--- start Source material ---

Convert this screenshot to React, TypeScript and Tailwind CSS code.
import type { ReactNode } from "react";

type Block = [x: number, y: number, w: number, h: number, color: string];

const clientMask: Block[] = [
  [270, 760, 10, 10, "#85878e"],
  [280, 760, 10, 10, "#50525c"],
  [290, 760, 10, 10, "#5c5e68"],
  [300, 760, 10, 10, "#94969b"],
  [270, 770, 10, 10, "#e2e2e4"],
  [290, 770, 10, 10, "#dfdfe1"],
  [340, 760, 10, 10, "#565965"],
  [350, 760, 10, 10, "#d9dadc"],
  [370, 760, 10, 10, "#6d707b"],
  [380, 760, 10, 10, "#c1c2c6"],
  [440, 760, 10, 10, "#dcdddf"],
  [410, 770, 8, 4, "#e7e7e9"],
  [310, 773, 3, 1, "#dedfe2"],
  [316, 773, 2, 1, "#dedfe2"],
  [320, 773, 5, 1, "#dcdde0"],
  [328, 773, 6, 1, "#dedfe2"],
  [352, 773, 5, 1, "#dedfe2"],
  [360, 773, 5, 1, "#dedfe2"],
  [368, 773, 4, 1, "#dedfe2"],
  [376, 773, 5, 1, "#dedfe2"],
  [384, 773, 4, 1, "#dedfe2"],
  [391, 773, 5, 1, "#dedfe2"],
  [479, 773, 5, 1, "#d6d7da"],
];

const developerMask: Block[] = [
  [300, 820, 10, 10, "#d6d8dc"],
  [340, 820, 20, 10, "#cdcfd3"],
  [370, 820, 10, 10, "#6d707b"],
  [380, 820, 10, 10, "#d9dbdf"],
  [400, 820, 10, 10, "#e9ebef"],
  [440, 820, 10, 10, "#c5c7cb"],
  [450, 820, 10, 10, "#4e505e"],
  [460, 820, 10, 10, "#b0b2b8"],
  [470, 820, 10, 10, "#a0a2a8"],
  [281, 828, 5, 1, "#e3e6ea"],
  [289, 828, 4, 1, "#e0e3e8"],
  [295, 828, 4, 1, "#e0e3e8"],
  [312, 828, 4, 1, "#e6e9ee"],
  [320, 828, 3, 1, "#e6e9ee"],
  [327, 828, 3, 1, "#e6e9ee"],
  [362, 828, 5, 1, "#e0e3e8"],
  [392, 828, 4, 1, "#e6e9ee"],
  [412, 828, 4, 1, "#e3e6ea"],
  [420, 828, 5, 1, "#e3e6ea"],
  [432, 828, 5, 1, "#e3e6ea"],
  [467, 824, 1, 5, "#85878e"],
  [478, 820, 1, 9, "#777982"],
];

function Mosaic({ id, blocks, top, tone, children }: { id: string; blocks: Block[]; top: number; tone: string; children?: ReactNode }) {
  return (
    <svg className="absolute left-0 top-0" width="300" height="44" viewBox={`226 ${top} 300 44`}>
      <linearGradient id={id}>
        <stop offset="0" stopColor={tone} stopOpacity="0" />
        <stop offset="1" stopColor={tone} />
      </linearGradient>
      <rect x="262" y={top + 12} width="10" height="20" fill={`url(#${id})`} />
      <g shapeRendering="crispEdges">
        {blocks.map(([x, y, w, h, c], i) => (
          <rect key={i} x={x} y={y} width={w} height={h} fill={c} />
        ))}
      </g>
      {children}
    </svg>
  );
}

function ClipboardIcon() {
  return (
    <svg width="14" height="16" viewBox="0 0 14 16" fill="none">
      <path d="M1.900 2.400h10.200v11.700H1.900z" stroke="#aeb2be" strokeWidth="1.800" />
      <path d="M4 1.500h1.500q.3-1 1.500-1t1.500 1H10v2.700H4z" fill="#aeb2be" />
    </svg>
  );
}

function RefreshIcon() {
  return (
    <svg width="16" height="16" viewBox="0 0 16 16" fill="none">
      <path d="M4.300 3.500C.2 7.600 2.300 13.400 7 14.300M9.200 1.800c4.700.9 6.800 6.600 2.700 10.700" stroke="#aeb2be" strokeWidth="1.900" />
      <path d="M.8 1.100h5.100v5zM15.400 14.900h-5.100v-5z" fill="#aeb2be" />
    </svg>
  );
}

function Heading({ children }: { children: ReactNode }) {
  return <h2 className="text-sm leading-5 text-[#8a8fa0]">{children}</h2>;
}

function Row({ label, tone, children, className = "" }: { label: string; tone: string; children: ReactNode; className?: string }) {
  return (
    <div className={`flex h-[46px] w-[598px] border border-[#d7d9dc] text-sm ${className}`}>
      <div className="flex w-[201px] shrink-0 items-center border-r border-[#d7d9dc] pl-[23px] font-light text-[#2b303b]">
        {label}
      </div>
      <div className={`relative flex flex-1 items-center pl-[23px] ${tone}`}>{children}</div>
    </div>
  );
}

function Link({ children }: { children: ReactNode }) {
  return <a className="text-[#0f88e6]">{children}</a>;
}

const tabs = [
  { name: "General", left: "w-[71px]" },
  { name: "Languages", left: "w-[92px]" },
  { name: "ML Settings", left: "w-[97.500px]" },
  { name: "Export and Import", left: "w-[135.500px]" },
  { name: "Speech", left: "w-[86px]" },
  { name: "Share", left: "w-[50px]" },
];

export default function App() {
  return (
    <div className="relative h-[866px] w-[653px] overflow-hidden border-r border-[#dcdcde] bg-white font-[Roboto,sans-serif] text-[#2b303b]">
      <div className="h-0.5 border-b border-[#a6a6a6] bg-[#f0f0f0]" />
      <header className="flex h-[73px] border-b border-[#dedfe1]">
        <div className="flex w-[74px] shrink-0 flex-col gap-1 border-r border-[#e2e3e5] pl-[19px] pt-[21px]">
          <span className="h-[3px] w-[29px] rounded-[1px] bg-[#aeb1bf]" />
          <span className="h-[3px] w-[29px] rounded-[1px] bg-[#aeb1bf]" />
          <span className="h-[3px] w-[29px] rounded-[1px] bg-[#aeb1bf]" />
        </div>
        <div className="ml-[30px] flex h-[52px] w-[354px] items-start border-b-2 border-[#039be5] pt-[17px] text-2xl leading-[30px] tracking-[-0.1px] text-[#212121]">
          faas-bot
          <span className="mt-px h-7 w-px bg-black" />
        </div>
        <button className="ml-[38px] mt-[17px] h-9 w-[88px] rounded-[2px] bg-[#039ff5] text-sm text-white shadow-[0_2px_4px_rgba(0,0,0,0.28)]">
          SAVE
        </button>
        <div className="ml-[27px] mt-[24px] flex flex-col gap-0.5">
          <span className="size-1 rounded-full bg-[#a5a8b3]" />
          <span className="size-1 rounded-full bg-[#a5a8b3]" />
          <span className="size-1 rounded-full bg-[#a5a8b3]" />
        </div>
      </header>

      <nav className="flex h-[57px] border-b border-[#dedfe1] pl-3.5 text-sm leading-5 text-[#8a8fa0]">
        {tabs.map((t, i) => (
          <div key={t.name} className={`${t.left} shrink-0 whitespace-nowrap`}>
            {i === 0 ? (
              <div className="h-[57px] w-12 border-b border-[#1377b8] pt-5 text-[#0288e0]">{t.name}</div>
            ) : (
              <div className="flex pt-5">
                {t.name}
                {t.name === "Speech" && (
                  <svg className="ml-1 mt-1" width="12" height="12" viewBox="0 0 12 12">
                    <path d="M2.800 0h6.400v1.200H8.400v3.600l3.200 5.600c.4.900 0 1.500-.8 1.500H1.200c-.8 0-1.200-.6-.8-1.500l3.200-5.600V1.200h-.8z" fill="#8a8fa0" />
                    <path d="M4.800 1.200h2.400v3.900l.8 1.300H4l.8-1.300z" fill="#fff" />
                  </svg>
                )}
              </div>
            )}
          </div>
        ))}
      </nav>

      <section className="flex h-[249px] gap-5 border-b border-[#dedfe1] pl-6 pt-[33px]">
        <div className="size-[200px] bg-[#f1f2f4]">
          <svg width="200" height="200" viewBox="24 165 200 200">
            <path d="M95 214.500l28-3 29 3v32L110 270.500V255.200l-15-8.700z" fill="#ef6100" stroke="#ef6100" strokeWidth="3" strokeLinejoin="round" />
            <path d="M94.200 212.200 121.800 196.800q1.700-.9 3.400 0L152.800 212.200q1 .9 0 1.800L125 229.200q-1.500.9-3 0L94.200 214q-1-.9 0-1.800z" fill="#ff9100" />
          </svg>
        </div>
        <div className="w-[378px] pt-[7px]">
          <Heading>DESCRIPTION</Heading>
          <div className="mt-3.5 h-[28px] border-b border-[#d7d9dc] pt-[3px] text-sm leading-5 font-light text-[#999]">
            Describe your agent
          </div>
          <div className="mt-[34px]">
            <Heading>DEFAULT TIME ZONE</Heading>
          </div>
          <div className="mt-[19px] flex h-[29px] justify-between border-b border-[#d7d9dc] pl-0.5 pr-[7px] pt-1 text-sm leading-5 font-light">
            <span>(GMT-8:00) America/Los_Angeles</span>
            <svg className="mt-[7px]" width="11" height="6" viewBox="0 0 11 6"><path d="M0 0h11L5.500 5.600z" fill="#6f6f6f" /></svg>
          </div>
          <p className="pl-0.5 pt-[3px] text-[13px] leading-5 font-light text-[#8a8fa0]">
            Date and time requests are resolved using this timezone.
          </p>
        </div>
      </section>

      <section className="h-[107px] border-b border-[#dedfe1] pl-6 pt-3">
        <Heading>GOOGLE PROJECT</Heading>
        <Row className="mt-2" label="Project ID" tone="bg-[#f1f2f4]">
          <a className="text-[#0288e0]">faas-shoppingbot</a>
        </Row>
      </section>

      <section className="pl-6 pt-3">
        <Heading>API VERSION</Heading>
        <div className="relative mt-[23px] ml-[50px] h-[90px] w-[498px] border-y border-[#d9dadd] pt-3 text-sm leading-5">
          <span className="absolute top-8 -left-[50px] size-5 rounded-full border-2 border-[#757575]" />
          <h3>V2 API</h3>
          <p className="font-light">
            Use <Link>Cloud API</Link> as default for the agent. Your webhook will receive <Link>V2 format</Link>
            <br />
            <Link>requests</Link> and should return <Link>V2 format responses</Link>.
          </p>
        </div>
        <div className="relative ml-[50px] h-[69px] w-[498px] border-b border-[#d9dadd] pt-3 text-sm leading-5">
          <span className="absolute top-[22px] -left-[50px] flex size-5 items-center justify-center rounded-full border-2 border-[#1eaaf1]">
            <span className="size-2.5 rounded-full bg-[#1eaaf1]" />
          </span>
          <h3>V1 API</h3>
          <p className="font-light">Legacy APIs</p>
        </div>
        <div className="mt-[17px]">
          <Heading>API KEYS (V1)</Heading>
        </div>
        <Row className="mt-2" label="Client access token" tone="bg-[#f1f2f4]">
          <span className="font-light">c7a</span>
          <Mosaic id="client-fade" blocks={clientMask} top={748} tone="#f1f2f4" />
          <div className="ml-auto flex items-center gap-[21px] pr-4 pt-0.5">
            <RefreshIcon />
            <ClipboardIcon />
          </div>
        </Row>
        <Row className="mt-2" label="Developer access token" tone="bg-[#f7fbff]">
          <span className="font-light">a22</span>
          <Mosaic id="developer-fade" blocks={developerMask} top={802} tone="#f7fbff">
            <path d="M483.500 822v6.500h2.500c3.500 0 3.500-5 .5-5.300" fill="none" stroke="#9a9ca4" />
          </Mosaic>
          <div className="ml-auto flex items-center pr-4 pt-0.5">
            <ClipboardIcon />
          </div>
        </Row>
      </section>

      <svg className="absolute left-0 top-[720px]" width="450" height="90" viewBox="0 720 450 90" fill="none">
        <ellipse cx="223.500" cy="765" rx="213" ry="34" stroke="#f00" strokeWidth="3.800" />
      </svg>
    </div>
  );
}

--- end Source material ---

Exercise description
Only the lines from the top of the data through the line that contains "number, color: string];" should be quoted, exactly as they stand.

Solution for this exercise
Convert this screenshot to React, TypeScript and Tailwind CSS code.
import type { ReactNode } from "react";

type Block = [x: number, y: number, w: number, h: number, color: string];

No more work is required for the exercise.